Cheney compared the administration's task now to Abraham Lincoln's during the Civil War. "He never would have succeeded if he hadn't had a clear objective, a vision for where he wanted to go, and he was willing to withstand the slings and arrows of the political wars in order to get there," Cheney said of Lincoln in an interview broadcast Wednesday on ABC's "Good Morning America."
The U.S. has about 158,000 troops in Iraq. That number is expected to drop to 140,000 by summer in drawdowns meant to erase all but about 8,000 troops from last year's increase.
Mr. Bush has successfully defied efforts by the Democratic-led Congress to force larger troop withdrawals. Still, with just 10 months before he hands off the war to a new president, Mr. Bush is concerned about his legacy on Iraq.
Both Democratic candidates have said they would begin withdrawing forces quickly if elected. Only expected GOP nominee John McCain has indicated he planned to continue Mr. Bush's strategy of bringing troops home only as conditions warrant.
The surge was meant to tamp down sectarian violence in Iraq so that the country's leaders would have time to advance legislation considered key to reconciliation between rival Shiite, Sunni and Kurdish communities.
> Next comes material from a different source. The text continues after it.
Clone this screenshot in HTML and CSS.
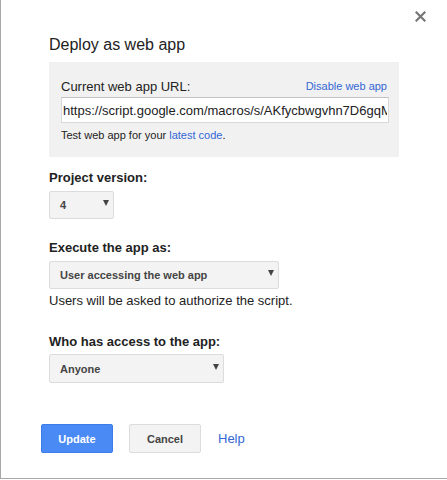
FILE: index.html
```html
<!DOCTYPE html>
<html>
<head>
<meta charset="utf-8">
<link rel="stylesheet" href="styles.css">
</head>
<body>
<div class="dialog">
  <button class="close" aria-label="Close">
    <svg width="11" height="11" viewBox="0 0 11 11"><path d="M1.5 1.5L9.5 9.5M9.5 1.5L1.5 9.5" stroke="#777" stroke-width="2.2" stroke-linecap="square"/></svg>
  </button>
  <div class="content">
    <div class="title">Deploy as web app</div>
    <div class="urlbox">
      <div class="urlhead">
        <span class="urllabel">Current web app URL:</span>
        <a class="link small" href="#">Disable web app</a>
      </div>
      <input class="urlinput" type="text" value="https://script.google.com/macros/s/AKfycbwgvhn7D6gqMxYzExampleDeployment/exec" readonly>
      <div class="hint">Test web app for your <a class="link" href="#">latest code</a>.</div>
    </div>

    <div class="label first">Project version:</div>
    <div class="select w-version"><span>4</span><span class="arrow"></span></div>

    <div class="label">Execute the app as:</div>
    <div class="select w-exec"><span>User accessing the web app</span><span class="arrow"></span></div>
    <div class="note">Users will be asked to authorize the script.</div>

    <div class="label who">Who has access to the app:</div>
    <div class="select w-who"><span>Anyone</span><span class="arrow"></span></div>
  </div>
  <div class="buttons">
    <button class="btn primary">Update</button>
    <button class="btn">Cancel</button>
    <a class="link help" href="#">Help</a>
  </div>
</div>
</body>
</html>
```
FILE: styles.css
```css
html, body {
  margin: 0;
  padding: 0;
  background: #fff;
}
body {
  font-family: "Liberation Sans", Arial, sans-serif;
  color: #222;
}
.dialog {
  position: relative;
  box-sizing: border-box;
  width: 447px;
  height: 479px;
  border-left: 1px solid #a8a8a8;
  border-bottom: 1px solid #a8a8a8;
  box-shadow: 0 1px 0 #d0d0d0;
  display: flex;
  flex-direction: column;
}
.close {
  position: absolute;
  top: 11px;
  left: 414px;
  width: 11px;
  height: 11px;
  padding: 0;
  border: 0;
  background: none;
  display: block;
}
.close svg { display: block; }
.content {
  padding: 35px 0 0 48px;
}
.title {
  font-size: 16px;
  line-height: 20px;
  color: #222;
}
.urlbox {
  margin-top: 7px;
  width: 350px;
  box-sizing: border-box;
  background: #f1f1f1;
  padding: 17px 10px 15px 12px;
}
.urlhead {
  display: flex;
  justify-content: space-between;
  align-items: center;
  font-size: 13px;
  line-height: 16px;
}
.link {
  color: #3367d6;
  text-decoration: none;
}
.small {
  font-size: 11px;
  margin-top: -3px;
  margin-right: 2px;
}
.urlinput {
  display: block;
  margin-top: 2px;
  box-sizing: border-box;
  width: 328px;
  height: 26px;
  padding: 0 1px;
  border: 1px solid #d9d9d9;
  border-top-color: #c0c0c0;
  background: #fff;
  font-family: "Liberation Sans", Arial, sans-serif;
  font-size: 13px;
  color: #222;
  outline: none;
}
.hint {
  margin-top: 5px;
  font-size: 11px;
  line-height: 14px;
}
.label {
  font-size: 13px;
  font-weight: bold;
  line-height: 16px;
  margin-top: 21px;
  margin-bottom: 5px;
}
.label.first { margin-top: 13px; margin-bottom: 5px; }
.label.who { margin-top: 25px; margin-bottom: 4px; }
.select {
  box-sizing: border-box;
  height: 28px;
  border: 1px solid #dcdcdc;
  border-radius: 2px;
  background: #f3f3f3;
  display: flex;
  align-items: center;
  justify-content: space-between;
  padding: 0 4px 0 10px;
  font-size: 11px;
  font-weight: bold;
  color: #444;
}
.arrow {
  width: 0;
  height: 0;
  border-left: 3px solid transparent;
  border-right: 3px solid transparent;
  border-top: 6px solid #444;
  margin-top: -4px;
}
.w-version { width: 65px; }
.w-exec { width: 230px; }
.w-who { width: 175px; height: 29px; }
.note {
  font-size: 13px;
  line-height: 16px;
  margin-top: 4px;
}
.buttons {
  margin-top: auto;
  margin-bottom: 25px;
  padding-left: 40px;
  display: flex;
  align-items: center;
  gap: 16px;
}
.btn {
  box-sizing: border-box;
  width: 72px;
  height: 29px;
  border: 1px solid #dcdcdc;
  border-radius: 2px;
  background: #f3f3f3;
  color: #444;
  font-family: "Liberation Sans", Arial, sans-serif;
  font-size: 11px;
  font-weight: bold;
  padding: 0;
}
.btn.primary {
  background: #4a8af4;
  border-color: #3b7ce8;
  color: #fff;
}
.help {
  font-size: 13px;
  margin-left: 1px;
}
```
But the gains on the battlefield have not been matched by dramatic political progress, and violence again may be increasing.
Mr. Bush appeared to be referring to recent cooperation by local Iraqis with the U.S. military against the group known as al Qaeda in Iraq, a mostly homegrown, Sunni-based insurgency. Experts question how closely - or even whether - the group is connected to the international al Qaeda network. As for bin Laden, he is rarely heard from and is believed to be hiding in Pakistan.
As of Tuesday, at least 3,990 members of the U.S. military have died in the war, which has cost the U.S. roughly $500 billion. Nobel Prize-winning economist Joseph E. Stiglizt and Harvard University public finance expert Linda Bilmes have estimated the eventual cost at $3 trillion when all the expenses, including long-term care for veterans, are calculated.
Without specifics, Mr. Bush decried those who have "exaggerated estimates of the costs of this war."
"War critics can no longer credibly argue that we are losing in Iraq, so now they argue the war costs too much," he said.